Earlier in the day, I had tried to fit the new tool bit into the screw gun to see if it would work at taking out the old screws in the rotting deck. I couldn't get the drill bit to open or close. I went to the internet and pulled up the owner's manual. It didn't help. Now what? Do I take my screw gun to the hardware store and ask them how it works?
"Hey. . . I was wondering if you could tell me if this thing is busted."
See, that would be the logical thing, right? But I can't. Just like I can't ask the fellows at the auto repair store to put my windshield wipers on for me even though I can't seem to do it right. I'm going to buy a new pair of wipers today. I'll probably buy a new screw gun, too.
That's the high cost of being a macho sissy boy.
All dependent, of course, on whether I can manage doing anything today.
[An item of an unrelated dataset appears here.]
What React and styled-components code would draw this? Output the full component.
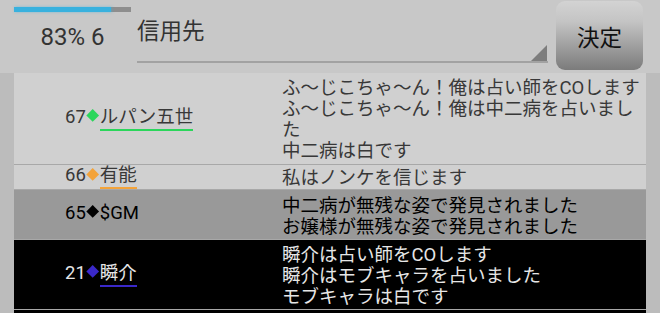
import React from "react";
import styled, { createGlobalStyle } from "styled-components";

const GlobalStyle = createGlobalStyle`
  html, body { margin: 0; padding: 0; }
  body {
    background: #c8c8c8;
    width: 660px;
    height: 313px;
    overflow: hidden;
    font-family: Roboto, "Noto Sans CJK JP", sans-serif;
  }
`;

const Screen = styled.div`
  width: 660px;
  height: 313px;
  overflow: hidden;
  display: flex;
  flex-direction: column;
  background: #c8c8c8;
`;

const Header = styled.header`
  display: flex;
  align-items: flex-start;
  height: 73px;
  flex-shrink: 0;
  padding-left: 14px;
`;

const Status = styled.div`
  width: 117px;
  display: flex;
  flex-direction: column;
  align-items: center;
  padding-top: 7px;
`;

const Progress = styled.div`
  align-self: stretch;
  height: 5px;
  background: #8e8e8e;
`;

const ProgressFill = styled.div`
  height: 100%;
  background: #38b1de;
  box-shadow: 1px 0 3px rgba(56, 177, 222, 0.55);
`;

const Count = styled.div`
  margin-top: 11px;
  font-size: 24px;
  line-height: 28px;
  color: #333;
`;

const Spinner = styled.div`
  position: relative;
  margin-left: 6px;
  width: 411px;
  height: 45px;
  padding-top: 16px;
  border-bottom: 2px solid #a2a2a2;
  font-size: 22.5px;
  line-height: 30px;
  color: #333;

  &::after {
    content: "";
    position: absolute;
    right: 1px;
    bottom: 0;
    width: 0;
    height: 0;
    border-left: 16px solid transparent;
    border-bottom: 16px solid #7d7d7d;
  }
`;

const Button = styled.button`
  margin: 1px 0 0 8px;
  width: 87px;
  height: 69px;
  border: none;
  border-radius: 9px;
  background: linear-gradient(#d3d3d3 0%, #c4c4c4 30%, #7b7b7b 100%);
  font-family: Roboto, "Noto Sans CJK JP", sans-serif;
  font-size: 22.5px;
  color: #111;
  display: flex;
  align-items: center;
  justify-content: center;
  padding: 0;
`;

const List = styled.div`
  flex: 1;
  display: flex;
  flex-direction: column;
  background: #bcbcbc;
  padding: 0 14px;
  overflow: hidden;
`;

const tones = {
  normal: { bg: "#d0d0d0", fg: "#383838" },
  system: { bg: "#999999", fg: "#000000" },
  dark: { bg: "#000000", fg: "#e6e6e6" },
};

const Row = styled.div`
  display: flex;
  flex-shrink: 0;
  background: ${(p) => tones[p.$tone].bg};
  color: ${(p) => tones[p.$tone].fg};
  border-bottom: 1px solid #a8a8a8;
`;

const FillerRow = styled(Row)`
  flex: 1;
  border-bottom: none;
`;

const NameCell = styled.div`
  align-self: center;
  width: 268px;
  flex-shrink: 0;
  box-sizing: border-box;
  padding-left: 51px;
  font-size: 18.5px;
  line-height: 21px;
  white-space: nowrap;
`;

const Diamond = styled.span`
  display: inline-block;
  width: 9.4px;
  height: 9.4px;
  margin: 0 2.3px;
  vertical-align: 1.9px;
  background: ${(p) => p.$color};
  transform: rotate(45deg);
`;

const Name = styled.span`
  display: inline-block;
  line-height: 21px;
  padding-bottom: 1px;
  border-bottom: 2px solid ${(p) => (p.$underline ? p.$color : "transparent")};
`;

const Message = styled.div`
  flex: 1;
  font-size: 18.5px;
  line-height: 21px;
  padding: ${(p) => p.$pad[0]}px 0 ${(p) => p.$pad[1]}px;
`;

const Line = styled.div``;

const entries = [
  {
    id: 67,
    color: "#2bd65b",
    name: "ルパン五世",
    tone: "normal",
    underline: true,
    pad: [5, 2],
    lines: [
      "ふ〜じこちゃ〜ん！俺は占い師をCOします",
      "ふ〜じこちゃ〜ん！俺は中二病を占いました",
      "中二病は白です",
    ],
  },
  {
    id: 66,
    color: "#f3a33a",
    name: "有能",
    tone: "normal",
    underline: true,
    pad: [3, 0],
    lines: ["私はノンケを信じます"],
  },
  {
    id: 65,
    color: "#000000",
    name: "$GM",
    tone: "system",
    underline: false,
    pad: [6, 1],
    lines: ["中二病が無残な姿で発見されました", "お嬢様が無残な姿で発見されました"],
  },
  {
    id: 21,
    color: "#3a28c9",
    name: "瞬介",
    tone: "dark",
    underline: true,
    pad: [5, 1],
    lines: ["瞬介は占い師をCOします", "瞬介はモブキャラを占いました", "モブキャラは白です"],
  },
];

export default function App() {
  const progress = 83;
  return (
    <Screen>
      <GlobalStyle />
      <Header>
        <Status>
          <Progress>
            <ProgressFill style={{ width: `${progress}%` }} />
          </Progress>
          <Count>{progress}% 6</Count>
        </Status>
        <Spinner>信用先</Spinner>
        <Button>決定</Button>
      </Header>
      <List>
        {entries.map((e, i) => (
          <Row key={i} $tone={e.tone}>
            <NameCell>
              {e.id}
              <Diamond $color={e.color} />
              <Name $color={e.color} $underline={e.underline}>
                {e.name}
              </Name>
            </NameCell>
            <Message $pad={e.pad}>
              {e.lines.map((l, j) => (
                <Line key={j}>{l}</Line>
              ))}
            </Message>
          </Row>
        ))}
        <FillerRow $tone="dark" />
      </List>
    </Screen>
  );
}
The deck and grass glimmer with last night's rain. The sky is a perfect clear blue. An attractive woman walks by with her small, aged dog. Married to a much older wealthy man, she has a manner, so to speak. One wonders. She is nice enough, friendly enough, not objectionable in any way, but the manner is always there. It comes from flying every weekend with her husband to the mountains or an island, depending on the season, for his weekly poker game. You would recognize the names of some of the players. They are all republicans, of course, part of the Great Divide. The brother of my republican friend is part of that group. Elites. I have been arguing quite a bit with my friend about politics lately. He is liberal when it comes to his freedoms. That is what I wanted to write about today, about that I wished to opine. But I am not "in shape" for that sort of thinking just now. Maybe tomorrow. Or. . . if you are lucky. . . maybe not.
Now I must try to get on with today's activities and see if I can manage. Oy! Just another of life's many hells.